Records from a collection

════════════════════

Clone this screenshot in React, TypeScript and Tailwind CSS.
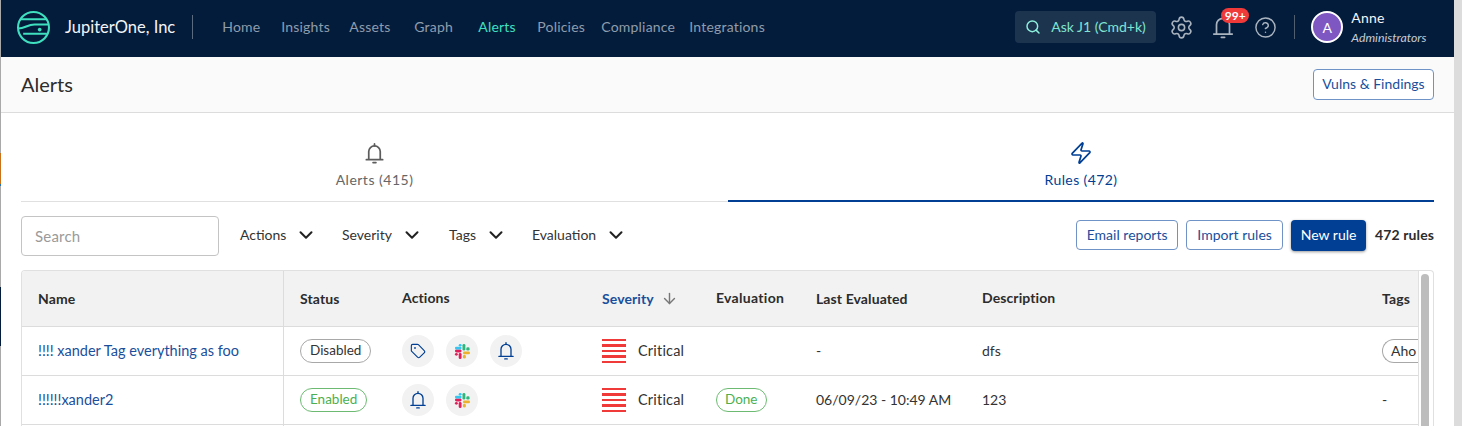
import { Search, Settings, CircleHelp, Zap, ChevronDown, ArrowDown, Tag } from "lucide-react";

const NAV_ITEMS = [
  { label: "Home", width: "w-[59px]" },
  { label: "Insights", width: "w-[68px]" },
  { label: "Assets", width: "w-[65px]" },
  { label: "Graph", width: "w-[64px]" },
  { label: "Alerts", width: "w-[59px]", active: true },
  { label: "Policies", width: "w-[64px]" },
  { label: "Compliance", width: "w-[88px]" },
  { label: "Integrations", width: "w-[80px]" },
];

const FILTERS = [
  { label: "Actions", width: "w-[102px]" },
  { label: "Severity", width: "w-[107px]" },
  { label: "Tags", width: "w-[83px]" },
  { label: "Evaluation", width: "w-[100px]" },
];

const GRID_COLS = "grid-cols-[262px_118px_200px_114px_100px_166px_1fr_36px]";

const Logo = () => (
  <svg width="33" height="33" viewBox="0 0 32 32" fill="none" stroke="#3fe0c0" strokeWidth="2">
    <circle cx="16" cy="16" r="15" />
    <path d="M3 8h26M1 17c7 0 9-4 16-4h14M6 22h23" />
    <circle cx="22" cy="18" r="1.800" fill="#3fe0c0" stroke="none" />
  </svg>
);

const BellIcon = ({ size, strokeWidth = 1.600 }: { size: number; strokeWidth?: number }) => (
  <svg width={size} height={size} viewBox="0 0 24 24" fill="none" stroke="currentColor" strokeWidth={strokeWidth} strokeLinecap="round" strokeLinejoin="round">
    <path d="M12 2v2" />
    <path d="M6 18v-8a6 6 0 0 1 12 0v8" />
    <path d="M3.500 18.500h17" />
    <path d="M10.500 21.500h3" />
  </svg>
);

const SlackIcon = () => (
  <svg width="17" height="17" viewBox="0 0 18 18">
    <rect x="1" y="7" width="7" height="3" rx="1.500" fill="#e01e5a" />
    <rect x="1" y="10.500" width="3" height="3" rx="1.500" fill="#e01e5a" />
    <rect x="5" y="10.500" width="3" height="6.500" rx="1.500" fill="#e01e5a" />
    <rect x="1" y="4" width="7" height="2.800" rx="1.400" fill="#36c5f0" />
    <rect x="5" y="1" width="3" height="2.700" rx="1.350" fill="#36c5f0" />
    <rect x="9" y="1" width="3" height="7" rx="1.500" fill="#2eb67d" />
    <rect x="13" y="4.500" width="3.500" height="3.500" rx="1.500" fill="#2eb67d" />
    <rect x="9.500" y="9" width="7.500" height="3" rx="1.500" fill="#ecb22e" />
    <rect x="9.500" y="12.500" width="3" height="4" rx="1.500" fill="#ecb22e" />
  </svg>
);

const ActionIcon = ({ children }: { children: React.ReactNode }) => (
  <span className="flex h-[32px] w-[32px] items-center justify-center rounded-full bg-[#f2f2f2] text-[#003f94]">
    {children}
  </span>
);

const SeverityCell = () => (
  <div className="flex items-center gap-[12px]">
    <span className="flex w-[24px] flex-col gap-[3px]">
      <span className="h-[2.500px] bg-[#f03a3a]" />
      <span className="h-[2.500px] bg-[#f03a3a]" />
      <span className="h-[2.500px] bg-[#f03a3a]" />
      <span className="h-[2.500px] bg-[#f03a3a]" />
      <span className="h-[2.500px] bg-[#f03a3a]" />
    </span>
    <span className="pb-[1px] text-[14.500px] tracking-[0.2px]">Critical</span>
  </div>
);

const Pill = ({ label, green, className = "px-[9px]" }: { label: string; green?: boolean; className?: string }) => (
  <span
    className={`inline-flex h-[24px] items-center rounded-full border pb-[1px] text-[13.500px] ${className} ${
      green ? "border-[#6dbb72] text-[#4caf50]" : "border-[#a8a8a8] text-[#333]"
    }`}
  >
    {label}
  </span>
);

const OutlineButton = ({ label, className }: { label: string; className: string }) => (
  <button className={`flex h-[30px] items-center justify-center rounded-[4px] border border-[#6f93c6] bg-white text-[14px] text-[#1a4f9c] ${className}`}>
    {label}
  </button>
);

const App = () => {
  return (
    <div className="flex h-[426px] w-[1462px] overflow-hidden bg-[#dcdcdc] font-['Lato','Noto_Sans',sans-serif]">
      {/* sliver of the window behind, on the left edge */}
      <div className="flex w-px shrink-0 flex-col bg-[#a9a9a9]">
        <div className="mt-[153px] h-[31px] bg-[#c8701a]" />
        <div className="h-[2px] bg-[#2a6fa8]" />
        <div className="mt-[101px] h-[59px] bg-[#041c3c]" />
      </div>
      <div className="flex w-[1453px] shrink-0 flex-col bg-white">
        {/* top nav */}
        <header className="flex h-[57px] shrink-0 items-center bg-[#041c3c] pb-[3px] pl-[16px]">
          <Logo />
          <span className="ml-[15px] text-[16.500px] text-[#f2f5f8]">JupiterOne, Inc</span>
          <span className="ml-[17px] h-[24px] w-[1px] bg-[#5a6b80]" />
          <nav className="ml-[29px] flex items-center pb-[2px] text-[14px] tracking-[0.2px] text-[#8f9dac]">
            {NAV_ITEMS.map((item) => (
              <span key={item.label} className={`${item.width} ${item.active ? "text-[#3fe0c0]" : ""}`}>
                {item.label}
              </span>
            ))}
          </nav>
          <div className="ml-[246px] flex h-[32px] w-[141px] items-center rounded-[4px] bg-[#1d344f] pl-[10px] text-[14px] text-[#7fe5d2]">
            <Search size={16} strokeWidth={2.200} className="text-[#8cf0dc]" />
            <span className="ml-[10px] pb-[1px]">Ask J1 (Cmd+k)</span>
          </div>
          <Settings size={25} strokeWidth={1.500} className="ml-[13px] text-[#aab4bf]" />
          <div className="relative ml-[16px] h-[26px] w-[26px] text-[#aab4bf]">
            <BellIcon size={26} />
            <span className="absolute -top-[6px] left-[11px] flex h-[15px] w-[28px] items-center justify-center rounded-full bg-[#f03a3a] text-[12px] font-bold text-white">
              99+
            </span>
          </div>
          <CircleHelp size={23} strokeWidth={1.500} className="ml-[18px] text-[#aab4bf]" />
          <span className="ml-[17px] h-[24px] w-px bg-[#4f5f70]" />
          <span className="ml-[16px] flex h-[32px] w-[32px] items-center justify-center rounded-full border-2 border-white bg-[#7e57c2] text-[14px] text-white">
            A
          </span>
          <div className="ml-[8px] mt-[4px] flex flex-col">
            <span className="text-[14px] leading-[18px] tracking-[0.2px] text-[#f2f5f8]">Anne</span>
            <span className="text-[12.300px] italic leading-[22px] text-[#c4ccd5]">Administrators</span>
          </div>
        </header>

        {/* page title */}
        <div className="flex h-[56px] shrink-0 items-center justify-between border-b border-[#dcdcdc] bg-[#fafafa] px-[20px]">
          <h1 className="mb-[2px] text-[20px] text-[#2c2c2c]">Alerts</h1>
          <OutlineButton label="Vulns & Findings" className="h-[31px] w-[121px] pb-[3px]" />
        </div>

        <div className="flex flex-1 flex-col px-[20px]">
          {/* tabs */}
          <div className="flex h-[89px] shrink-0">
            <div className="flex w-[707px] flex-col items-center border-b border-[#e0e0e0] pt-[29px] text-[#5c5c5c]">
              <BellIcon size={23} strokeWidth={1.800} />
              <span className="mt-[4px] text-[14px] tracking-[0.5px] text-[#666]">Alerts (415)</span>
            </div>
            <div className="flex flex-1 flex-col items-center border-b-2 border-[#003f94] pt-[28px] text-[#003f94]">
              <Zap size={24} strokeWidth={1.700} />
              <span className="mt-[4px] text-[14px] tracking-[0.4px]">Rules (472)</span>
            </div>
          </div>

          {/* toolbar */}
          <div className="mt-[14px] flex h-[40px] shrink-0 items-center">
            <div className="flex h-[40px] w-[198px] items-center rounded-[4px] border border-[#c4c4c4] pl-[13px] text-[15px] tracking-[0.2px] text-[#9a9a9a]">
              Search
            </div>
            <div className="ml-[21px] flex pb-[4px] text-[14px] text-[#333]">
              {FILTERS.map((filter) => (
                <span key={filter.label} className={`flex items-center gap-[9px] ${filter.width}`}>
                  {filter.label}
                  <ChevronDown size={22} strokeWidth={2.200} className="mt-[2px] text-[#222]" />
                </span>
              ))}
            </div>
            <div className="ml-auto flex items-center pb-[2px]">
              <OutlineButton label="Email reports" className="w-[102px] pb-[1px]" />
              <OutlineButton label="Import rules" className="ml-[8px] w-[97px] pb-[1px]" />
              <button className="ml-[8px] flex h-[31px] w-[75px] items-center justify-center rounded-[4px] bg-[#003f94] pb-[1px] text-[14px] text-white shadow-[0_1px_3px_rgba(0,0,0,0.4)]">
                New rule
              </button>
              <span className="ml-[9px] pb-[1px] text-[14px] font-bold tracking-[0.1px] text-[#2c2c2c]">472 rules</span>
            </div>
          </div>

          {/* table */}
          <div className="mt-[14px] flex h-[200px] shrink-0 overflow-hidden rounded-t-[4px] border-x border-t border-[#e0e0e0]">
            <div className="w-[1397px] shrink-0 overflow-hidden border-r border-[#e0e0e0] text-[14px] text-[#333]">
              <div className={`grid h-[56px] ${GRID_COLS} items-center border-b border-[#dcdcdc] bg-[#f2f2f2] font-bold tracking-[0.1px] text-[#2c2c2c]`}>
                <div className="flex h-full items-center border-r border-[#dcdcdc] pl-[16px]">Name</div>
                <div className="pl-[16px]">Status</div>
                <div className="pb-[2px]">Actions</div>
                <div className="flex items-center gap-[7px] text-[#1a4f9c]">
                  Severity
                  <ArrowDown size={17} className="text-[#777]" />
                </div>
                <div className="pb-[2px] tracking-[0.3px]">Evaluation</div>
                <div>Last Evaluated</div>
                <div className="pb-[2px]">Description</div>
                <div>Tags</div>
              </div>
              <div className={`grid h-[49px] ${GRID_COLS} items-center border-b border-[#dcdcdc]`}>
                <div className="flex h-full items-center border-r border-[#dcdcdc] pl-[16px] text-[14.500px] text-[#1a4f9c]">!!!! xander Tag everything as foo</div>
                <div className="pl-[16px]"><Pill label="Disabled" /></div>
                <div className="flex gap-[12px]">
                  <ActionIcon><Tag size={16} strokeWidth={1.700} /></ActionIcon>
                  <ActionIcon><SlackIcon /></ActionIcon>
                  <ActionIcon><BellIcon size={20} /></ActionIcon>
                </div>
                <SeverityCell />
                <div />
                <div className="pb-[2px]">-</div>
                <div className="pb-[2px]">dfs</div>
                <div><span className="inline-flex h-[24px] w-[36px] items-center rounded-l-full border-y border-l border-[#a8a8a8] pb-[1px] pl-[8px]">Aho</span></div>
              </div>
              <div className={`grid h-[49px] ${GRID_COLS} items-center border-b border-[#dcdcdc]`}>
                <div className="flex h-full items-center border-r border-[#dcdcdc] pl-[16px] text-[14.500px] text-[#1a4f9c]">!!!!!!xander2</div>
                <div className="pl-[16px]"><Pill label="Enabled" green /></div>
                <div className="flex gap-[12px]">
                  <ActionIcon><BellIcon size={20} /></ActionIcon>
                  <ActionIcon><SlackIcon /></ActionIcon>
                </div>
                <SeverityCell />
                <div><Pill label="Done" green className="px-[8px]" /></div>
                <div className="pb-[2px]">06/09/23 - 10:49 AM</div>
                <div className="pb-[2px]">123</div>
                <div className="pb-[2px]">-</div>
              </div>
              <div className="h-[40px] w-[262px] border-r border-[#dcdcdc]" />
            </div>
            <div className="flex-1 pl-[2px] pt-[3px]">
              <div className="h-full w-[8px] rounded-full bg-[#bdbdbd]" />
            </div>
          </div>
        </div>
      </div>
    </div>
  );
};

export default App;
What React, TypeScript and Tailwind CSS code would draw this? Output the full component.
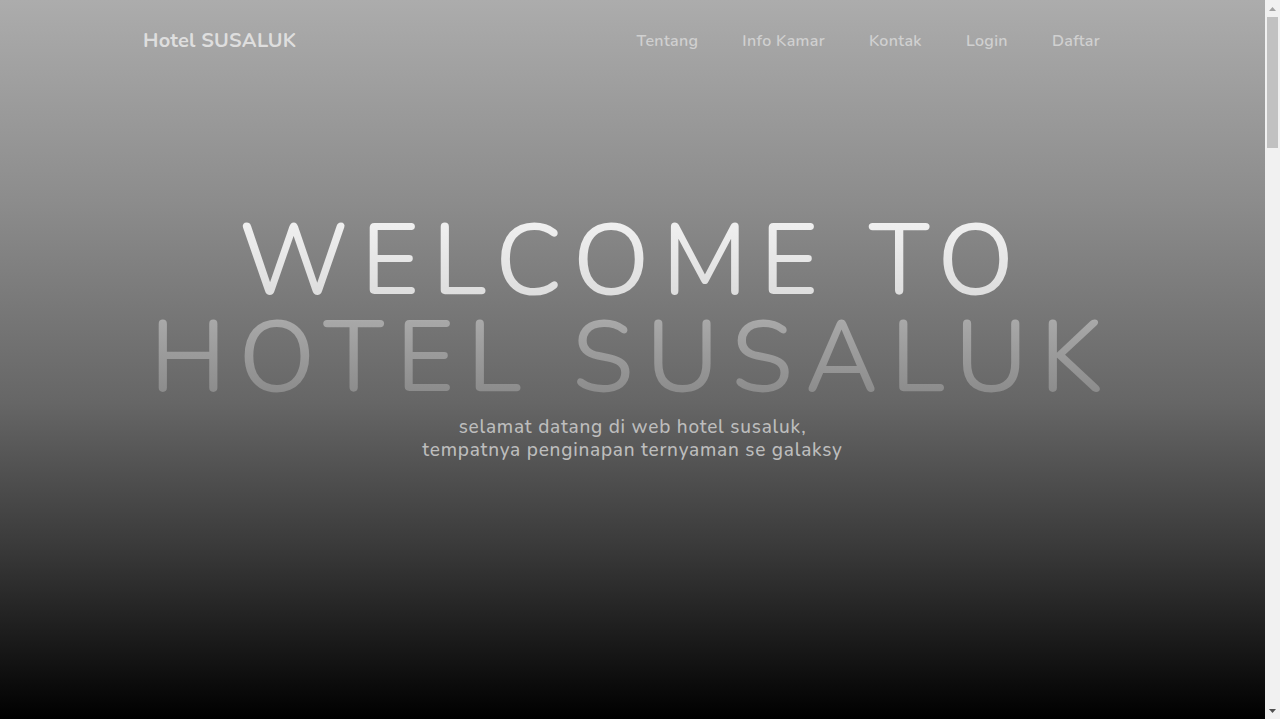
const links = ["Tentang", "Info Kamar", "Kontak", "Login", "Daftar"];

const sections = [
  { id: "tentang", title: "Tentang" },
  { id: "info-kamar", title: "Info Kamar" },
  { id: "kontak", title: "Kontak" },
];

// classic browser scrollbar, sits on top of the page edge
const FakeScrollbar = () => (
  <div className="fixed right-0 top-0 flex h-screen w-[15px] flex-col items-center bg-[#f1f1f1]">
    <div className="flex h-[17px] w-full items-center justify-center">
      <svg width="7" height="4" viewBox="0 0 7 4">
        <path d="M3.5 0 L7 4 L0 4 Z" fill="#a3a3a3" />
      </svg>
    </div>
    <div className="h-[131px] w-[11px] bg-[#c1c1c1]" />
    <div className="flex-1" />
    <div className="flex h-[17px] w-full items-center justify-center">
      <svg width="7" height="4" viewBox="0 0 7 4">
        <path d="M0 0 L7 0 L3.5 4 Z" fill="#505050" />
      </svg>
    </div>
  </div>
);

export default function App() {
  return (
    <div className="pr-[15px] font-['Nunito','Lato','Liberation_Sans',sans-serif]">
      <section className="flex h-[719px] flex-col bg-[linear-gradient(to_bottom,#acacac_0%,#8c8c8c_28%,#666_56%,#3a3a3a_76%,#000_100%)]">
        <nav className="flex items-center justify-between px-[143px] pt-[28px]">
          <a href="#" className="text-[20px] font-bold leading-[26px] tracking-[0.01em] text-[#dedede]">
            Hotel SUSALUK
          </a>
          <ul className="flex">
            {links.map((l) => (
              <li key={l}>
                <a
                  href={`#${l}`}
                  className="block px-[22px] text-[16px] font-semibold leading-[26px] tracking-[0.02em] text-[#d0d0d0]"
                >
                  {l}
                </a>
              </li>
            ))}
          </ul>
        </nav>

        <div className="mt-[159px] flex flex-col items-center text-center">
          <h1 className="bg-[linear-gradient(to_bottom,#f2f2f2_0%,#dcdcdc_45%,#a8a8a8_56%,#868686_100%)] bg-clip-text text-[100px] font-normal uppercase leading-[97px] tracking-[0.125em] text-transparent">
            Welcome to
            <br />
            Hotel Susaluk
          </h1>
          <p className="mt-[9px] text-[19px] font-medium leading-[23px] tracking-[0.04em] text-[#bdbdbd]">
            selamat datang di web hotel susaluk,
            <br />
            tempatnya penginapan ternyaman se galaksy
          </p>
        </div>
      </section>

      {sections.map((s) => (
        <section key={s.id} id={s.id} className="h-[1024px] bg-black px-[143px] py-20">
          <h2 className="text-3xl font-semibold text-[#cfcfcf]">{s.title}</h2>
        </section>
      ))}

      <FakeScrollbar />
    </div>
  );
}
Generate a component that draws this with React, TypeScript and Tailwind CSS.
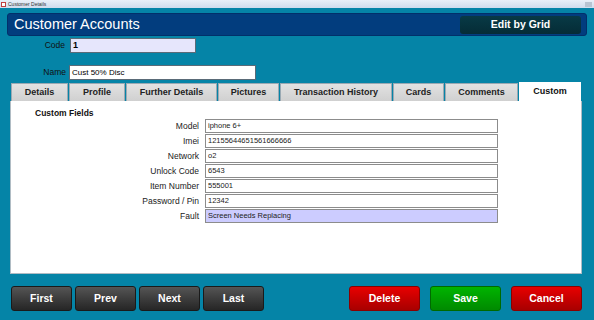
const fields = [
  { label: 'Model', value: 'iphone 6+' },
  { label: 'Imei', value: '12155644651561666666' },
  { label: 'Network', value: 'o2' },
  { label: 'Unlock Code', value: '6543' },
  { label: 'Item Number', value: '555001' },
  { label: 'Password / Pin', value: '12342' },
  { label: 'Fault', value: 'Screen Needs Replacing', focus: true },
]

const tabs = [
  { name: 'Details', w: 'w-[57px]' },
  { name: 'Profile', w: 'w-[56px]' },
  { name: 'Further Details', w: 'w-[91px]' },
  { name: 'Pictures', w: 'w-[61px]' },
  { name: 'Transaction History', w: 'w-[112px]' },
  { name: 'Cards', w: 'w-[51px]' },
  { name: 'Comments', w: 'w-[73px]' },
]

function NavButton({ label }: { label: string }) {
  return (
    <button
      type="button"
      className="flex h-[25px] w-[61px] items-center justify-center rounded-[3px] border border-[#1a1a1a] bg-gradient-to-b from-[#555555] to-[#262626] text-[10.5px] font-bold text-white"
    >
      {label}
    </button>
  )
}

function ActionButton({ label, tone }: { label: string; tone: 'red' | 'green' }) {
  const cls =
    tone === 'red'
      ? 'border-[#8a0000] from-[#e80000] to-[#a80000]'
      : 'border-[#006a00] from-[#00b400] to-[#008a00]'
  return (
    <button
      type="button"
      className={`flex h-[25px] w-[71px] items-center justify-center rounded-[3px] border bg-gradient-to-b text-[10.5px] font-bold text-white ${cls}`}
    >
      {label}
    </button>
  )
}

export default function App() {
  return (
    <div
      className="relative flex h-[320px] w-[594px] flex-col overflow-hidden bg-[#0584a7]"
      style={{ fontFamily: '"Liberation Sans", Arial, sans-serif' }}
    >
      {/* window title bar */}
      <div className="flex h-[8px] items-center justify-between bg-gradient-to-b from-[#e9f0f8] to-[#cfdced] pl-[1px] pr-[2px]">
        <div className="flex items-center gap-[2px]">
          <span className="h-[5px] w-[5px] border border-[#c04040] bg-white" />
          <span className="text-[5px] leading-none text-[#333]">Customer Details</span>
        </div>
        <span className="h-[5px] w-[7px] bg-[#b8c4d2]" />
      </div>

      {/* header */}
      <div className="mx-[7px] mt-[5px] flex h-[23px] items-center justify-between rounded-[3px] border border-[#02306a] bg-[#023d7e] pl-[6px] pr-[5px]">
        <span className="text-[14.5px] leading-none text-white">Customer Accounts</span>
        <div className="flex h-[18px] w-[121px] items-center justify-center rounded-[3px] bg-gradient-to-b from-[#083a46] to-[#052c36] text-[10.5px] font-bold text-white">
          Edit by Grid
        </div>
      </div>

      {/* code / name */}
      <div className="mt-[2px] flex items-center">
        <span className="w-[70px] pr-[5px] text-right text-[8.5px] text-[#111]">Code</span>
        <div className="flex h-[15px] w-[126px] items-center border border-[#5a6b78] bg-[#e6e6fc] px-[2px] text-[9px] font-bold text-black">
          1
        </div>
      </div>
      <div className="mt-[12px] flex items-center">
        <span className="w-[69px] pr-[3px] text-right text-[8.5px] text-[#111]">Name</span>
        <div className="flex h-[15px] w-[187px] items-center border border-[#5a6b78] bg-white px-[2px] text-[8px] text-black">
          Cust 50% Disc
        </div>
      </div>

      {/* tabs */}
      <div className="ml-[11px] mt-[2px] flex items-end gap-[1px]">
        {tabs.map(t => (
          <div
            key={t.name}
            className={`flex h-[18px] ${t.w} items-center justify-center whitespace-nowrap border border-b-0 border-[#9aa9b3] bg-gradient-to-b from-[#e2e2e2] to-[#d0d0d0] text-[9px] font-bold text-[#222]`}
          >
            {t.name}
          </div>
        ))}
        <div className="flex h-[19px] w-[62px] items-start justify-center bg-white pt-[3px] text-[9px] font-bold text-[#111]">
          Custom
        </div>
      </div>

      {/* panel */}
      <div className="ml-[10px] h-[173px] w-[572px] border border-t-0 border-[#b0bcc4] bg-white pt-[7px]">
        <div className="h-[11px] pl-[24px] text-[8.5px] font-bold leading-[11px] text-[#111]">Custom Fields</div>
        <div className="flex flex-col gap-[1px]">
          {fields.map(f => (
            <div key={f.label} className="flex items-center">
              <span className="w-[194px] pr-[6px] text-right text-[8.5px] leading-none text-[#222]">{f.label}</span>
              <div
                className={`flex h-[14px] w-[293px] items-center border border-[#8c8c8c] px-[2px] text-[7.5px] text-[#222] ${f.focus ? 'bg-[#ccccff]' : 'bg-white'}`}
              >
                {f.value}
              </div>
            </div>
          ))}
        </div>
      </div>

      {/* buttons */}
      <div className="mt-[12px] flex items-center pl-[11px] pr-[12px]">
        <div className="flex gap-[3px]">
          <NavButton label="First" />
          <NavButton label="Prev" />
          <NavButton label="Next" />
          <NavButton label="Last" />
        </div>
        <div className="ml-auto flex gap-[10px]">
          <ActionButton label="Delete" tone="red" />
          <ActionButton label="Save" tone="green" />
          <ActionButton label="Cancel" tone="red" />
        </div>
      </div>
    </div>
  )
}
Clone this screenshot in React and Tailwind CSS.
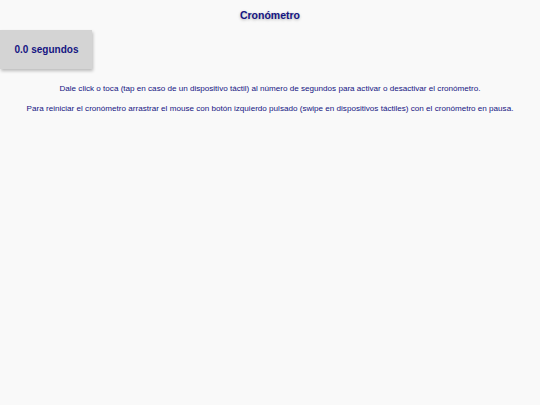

════════════════════

▶ REQUIRED WORK:
Give again, word for word, every line from the top of the data through the line with "ChevronDown, ArrowDown, Tag", both ends included, and exclude the pictures.

▶ REPLY:
Clone this screenshot in React, TypeScript and Tailwind CSS.
import { Search, Settings, CircleHelp, Zap, ChevronDown, ArrowDown, Tag } from "lucide-react";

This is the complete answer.